The 3.10 Linux kernel release late last month brought a raft of new features worth celebrating for Linux developers and sysadmins alike. This release was especially satisfying, though, to kernel developer Kent Overstreet who saw years of hard work pay off with the inclusion of the Bcache patch set in 3.10.
Bcache allows Linux machines to use flash-based SSDs (solid-state drives) as cache for other, slower and less expensive, hard disk drives. It can be used in servers, workstations, high-end storage arrays, or “anywhere you want IO to be faster, really,” Overstreet said.
“If you don’t want to shell out for all SSD storage, using bcache makes the machine you’re using feel just about as fast as if it was using just SSDs,” he said. “I’ve been using it on my various machines at home and at work for quite a while now.”
It lives in the kernel’s block layer, below the filesystem, alongside other block device utilities such as md RAID, device mapper, and DRBD fit. (See the bcache documentation and a full list of bcache features and performance notes.)
Years in Development
Overstreet originally took on bcache “for fun” as a side project and worked on it alone for more than a year before it started getting attention. Then Google took notice and hired him to work specifically on bcache.

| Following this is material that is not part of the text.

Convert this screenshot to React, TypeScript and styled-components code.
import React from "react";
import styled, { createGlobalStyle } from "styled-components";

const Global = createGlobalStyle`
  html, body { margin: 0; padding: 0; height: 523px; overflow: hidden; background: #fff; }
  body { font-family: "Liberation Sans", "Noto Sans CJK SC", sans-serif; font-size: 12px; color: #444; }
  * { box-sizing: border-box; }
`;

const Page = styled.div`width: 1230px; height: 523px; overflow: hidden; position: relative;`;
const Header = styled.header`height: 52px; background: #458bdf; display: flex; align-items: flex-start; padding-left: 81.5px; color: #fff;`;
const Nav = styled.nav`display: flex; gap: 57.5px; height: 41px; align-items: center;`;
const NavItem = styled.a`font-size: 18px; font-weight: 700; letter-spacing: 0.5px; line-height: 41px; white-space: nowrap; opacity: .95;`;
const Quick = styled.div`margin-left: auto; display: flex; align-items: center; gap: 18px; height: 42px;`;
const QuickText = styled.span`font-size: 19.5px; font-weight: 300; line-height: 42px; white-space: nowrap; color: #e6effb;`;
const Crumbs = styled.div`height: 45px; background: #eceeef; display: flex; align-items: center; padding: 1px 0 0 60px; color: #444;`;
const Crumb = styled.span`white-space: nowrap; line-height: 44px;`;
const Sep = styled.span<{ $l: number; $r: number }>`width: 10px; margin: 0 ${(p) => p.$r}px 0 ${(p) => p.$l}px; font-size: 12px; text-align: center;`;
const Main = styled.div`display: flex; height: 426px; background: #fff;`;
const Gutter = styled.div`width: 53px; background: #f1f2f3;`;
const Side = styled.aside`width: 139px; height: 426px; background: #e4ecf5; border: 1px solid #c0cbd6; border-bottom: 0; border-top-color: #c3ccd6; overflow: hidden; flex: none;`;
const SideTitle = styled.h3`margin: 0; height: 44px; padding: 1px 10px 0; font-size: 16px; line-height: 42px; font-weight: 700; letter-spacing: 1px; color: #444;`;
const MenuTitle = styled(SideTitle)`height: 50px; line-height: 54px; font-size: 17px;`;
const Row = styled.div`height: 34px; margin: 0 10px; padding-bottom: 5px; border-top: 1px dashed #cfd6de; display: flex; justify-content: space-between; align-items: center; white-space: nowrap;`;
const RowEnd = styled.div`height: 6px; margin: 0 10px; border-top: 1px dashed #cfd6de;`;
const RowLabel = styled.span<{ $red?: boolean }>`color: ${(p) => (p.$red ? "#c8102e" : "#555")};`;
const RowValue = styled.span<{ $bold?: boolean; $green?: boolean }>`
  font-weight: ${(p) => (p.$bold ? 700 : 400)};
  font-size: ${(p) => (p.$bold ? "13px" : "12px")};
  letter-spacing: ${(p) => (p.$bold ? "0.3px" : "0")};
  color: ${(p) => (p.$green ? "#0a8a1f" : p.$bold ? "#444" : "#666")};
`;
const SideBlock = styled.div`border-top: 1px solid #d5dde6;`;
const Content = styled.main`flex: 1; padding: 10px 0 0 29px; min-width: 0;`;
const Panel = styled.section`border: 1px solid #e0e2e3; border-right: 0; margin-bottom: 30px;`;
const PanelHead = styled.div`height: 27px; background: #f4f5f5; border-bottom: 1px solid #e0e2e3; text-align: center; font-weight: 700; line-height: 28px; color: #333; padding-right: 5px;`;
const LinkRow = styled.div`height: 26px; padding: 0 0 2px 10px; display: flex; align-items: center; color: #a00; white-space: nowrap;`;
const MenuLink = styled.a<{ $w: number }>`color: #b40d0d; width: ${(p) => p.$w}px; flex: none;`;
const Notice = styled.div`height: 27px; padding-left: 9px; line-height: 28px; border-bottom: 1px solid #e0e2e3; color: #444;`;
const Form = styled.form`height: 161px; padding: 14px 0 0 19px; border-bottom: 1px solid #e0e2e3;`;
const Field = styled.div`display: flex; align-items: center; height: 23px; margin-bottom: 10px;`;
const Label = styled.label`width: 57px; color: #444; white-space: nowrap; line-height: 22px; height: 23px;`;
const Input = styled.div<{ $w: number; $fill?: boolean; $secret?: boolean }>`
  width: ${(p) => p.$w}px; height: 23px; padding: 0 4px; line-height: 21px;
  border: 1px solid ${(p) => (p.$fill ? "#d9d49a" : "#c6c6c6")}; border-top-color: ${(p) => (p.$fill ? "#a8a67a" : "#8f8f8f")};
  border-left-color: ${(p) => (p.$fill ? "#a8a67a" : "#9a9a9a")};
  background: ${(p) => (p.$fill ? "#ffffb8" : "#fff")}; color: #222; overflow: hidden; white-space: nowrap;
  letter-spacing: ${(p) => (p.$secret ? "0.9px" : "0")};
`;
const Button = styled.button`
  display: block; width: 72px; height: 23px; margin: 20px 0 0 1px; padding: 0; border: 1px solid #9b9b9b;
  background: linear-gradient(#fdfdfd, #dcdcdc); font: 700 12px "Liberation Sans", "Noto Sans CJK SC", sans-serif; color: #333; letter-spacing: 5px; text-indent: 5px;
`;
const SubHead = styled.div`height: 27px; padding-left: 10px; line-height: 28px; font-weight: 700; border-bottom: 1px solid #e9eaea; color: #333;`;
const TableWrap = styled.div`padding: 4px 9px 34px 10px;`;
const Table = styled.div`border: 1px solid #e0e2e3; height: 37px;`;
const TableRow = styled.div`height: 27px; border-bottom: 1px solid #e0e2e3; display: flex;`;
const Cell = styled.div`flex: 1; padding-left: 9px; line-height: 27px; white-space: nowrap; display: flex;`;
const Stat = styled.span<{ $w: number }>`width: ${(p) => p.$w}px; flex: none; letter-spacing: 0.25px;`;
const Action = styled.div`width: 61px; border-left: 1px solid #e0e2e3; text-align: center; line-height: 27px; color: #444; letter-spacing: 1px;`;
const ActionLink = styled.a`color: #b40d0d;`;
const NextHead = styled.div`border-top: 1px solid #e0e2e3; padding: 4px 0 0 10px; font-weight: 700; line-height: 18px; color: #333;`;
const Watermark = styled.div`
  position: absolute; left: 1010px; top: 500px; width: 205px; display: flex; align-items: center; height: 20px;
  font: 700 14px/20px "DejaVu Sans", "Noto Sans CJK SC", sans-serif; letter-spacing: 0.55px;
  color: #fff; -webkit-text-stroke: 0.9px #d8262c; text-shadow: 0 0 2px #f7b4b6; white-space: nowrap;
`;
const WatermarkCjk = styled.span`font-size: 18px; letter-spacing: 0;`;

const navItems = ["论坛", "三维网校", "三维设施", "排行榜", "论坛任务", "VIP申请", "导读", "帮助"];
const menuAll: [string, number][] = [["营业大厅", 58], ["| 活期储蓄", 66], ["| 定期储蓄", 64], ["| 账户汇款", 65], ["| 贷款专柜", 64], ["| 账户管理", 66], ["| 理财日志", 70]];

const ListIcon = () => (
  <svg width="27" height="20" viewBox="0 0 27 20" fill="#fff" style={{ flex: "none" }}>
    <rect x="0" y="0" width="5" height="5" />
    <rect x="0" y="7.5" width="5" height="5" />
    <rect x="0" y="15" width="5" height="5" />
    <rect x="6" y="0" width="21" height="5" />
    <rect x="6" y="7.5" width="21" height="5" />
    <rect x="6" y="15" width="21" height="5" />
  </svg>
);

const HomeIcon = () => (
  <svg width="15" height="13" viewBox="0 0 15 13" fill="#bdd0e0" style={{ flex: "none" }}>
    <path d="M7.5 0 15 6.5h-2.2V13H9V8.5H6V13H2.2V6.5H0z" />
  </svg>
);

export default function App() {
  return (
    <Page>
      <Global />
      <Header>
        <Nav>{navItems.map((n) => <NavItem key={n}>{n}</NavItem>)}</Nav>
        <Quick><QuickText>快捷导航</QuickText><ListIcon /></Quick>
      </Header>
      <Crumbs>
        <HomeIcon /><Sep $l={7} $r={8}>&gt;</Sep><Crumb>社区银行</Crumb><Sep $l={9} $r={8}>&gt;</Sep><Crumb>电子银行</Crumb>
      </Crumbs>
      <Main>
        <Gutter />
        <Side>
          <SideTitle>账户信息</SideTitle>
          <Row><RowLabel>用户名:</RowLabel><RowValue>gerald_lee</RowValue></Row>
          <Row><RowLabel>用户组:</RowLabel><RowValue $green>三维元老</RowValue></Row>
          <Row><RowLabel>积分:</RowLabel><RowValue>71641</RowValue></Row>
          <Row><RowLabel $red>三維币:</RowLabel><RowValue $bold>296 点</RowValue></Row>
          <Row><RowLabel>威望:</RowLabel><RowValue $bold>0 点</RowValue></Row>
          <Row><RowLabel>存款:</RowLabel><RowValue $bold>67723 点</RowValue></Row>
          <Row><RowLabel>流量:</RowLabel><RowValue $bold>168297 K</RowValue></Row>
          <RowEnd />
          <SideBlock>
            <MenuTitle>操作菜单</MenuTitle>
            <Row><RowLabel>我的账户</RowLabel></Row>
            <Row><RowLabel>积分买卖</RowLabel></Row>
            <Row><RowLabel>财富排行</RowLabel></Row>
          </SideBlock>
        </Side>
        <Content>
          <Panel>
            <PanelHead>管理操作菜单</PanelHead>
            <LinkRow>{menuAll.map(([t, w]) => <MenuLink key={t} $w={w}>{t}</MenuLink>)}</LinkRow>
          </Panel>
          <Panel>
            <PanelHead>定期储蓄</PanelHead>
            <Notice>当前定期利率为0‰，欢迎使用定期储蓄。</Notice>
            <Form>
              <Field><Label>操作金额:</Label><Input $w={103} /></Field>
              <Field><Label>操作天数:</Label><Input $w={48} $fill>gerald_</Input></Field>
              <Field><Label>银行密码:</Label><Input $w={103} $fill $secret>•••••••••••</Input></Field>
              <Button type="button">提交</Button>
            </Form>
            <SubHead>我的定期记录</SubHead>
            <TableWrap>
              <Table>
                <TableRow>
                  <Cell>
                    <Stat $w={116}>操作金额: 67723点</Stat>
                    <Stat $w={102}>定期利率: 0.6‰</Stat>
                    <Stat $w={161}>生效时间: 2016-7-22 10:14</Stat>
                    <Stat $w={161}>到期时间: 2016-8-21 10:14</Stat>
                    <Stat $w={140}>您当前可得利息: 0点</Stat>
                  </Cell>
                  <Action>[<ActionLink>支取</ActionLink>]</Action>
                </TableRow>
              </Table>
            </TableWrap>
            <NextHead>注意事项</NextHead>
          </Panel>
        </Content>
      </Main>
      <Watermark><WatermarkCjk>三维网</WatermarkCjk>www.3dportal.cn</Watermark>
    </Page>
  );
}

He worked on coding it for another year, with help from Adam Berkan and Ricky Benitez at Google who contributed some code, along with design and code reviews. But bcache was never rolled out on a large scale at Google, “for reasons of a political/”vision” nature,” Overstreet said.

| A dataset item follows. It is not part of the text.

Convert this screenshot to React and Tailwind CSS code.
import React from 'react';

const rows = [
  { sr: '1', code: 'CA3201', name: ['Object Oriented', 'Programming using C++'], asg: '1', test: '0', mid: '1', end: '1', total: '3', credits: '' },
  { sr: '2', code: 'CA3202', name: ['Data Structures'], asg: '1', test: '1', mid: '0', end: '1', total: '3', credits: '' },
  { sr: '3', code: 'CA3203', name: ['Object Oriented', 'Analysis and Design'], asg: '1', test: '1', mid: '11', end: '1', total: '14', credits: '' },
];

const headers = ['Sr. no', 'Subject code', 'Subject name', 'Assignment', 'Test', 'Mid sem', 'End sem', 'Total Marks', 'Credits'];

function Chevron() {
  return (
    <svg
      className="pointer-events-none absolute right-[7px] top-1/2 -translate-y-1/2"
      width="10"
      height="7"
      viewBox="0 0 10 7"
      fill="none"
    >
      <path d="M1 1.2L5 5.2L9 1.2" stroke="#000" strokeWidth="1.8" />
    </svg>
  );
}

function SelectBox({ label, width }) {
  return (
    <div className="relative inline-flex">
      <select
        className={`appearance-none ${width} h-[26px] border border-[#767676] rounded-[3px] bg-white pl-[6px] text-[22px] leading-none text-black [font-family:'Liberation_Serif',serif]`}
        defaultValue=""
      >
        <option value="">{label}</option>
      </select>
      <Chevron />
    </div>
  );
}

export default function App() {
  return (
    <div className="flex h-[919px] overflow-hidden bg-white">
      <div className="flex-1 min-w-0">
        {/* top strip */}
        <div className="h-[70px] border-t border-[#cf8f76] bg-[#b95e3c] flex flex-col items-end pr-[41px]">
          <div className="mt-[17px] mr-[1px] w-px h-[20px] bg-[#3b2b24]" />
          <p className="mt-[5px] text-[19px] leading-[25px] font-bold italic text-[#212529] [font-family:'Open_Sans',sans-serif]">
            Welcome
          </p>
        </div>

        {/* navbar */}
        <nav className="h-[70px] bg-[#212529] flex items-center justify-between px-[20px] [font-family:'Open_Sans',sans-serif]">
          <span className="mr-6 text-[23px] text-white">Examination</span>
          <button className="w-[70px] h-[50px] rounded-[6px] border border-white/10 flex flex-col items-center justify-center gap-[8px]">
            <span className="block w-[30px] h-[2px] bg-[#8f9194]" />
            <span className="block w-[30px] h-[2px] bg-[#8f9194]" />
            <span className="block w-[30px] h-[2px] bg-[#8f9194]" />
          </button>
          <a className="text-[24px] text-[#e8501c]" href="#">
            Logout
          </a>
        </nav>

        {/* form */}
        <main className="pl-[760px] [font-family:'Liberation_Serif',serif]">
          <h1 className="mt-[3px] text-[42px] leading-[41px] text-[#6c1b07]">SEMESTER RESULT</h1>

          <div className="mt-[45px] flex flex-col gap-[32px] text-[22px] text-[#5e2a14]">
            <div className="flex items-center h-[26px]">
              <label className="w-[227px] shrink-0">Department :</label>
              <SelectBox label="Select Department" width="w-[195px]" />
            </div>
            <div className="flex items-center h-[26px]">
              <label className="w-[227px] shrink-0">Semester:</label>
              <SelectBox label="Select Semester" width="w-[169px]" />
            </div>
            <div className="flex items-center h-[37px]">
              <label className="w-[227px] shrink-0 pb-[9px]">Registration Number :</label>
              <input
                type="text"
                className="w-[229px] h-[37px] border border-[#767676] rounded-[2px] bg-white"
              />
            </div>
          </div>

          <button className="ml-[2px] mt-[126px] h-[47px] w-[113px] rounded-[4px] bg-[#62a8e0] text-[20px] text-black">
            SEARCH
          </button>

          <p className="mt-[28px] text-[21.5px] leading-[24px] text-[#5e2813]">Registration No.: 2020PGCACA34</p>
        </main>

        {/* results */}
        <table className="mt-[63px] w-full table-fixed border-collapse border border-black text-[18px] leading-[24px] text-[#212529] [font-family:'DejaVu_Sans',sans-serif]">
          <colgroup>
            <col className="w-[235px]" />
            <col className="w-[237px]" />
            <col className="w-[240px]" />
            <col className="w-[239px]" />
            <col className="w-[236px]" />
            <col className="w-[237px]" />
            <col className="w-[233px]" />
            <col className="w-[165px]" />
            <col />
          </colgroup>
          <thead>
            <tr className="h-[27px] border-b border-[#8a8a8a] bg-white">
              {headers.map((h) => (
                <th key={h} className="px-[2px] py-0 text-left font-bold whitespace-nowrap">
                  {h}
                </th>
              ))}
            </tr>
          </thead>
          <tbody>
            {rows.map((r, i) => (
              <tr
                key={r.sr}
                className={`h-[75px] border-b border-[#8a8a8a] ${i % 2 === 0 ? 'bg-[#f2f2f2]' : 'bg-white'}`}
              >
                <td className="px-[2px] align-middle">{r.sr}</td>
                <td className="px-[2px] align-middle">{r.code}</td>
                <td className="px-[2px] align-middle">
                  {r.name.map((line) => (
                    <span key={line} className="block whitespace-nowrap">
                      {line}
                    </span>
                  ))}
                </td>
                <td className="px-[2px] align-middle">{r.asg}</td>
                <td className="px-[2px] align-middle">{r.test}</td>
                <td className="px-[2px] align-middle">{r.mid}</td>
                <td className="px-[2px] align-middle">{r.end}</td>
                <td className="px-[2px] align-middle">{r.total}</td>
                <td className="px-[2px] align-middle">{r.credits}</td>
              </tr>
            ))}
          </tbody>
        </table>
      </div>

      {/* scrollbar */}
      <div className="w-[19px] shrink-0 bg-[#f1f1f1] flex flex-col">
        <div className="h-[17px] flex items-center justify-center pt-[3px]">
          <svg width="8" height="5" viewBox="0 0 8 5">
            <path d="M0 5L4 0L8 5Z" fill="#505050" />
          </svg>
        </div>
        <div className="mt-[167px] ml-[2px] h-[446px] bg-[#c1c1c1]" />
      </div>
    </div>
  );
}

He’s since worked mostly alone to maintain it, with help from the open source and Linux kernel communities on patches and testing, “which is hugely important and impossible for me to fully cover myself,” Overstreet said.

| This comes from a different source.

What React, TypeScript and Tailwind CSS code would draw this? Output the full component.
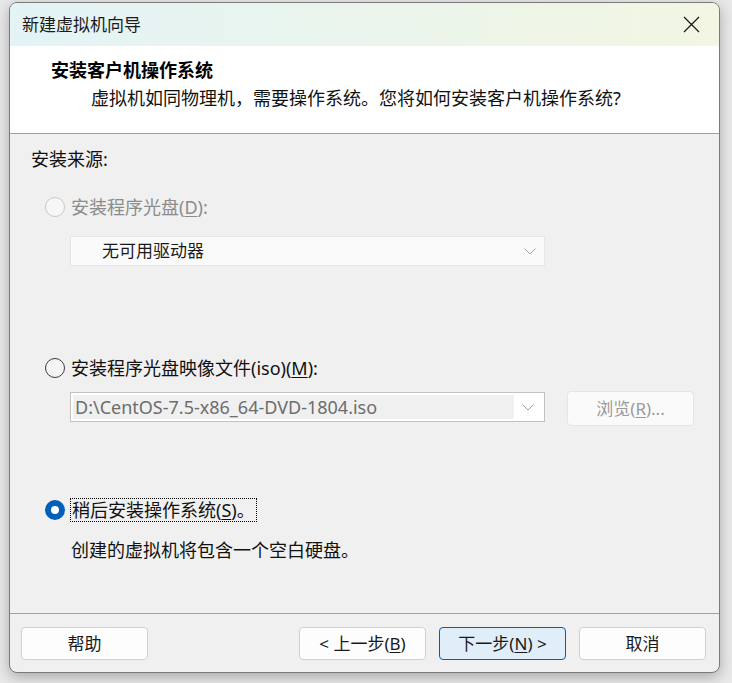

He’s now moved on to a new company, Datera, which will be relying heavily on bcache, “so development should pick back up again,” he said.
Future Bcache Features
Overstreet can celebrate the 3.10 release, at least a little, now that Bcache is mostly complete with no big changes remaining. But in the near future – though probably not as soon as 3.11 – he has a number of bcache enhancements planned. These include:
– RAID stripe awareness.
“Partial stripe writes on raid 5/6 are quite expensive, they require a read/modify/write of the parity blocks. This will add knowledge of the stripe layout to the writeback code, so that when deciding which writes to do writeback for it biases in favor of stripes that are already dirty, and background writeback preferentially flushes full stripes first.”
– The ability to add miss data to the cache when the btree node is full.
“If we get a cache miss and the btree node it’d go in is full, we can’t add that data to the cache. On normal workloads this is mostly a non-issue, because there’ll be some write activity and the btree node splits will just happen on writes.
“But if you’re benchmarking reads or random reads, and trying to warm the cache by just doing reads – it’s a really annoying issue then because the cache never fully warms up and if you don’t know about this issue, it’s quite baffling and frustrating.”
In the longer term, Overstreet would like to add multiple SSDs in a cache set and full data checksumming. He’s already made some progress on these changes; the potential for supporting multiple SSDs was “baked into the design ages ago.”
Multiple SSDs “will allow us to mirror dirty data and metadata, but not clean data – you get redundancy without wasting SSD space duplicating clean cached data,” he said.
Even farther off he sees the potential for using bcache as the basis for a new, faster local filesystem with smaller and cleaner code. “But who knows when I’ll have time to work on it?” he said.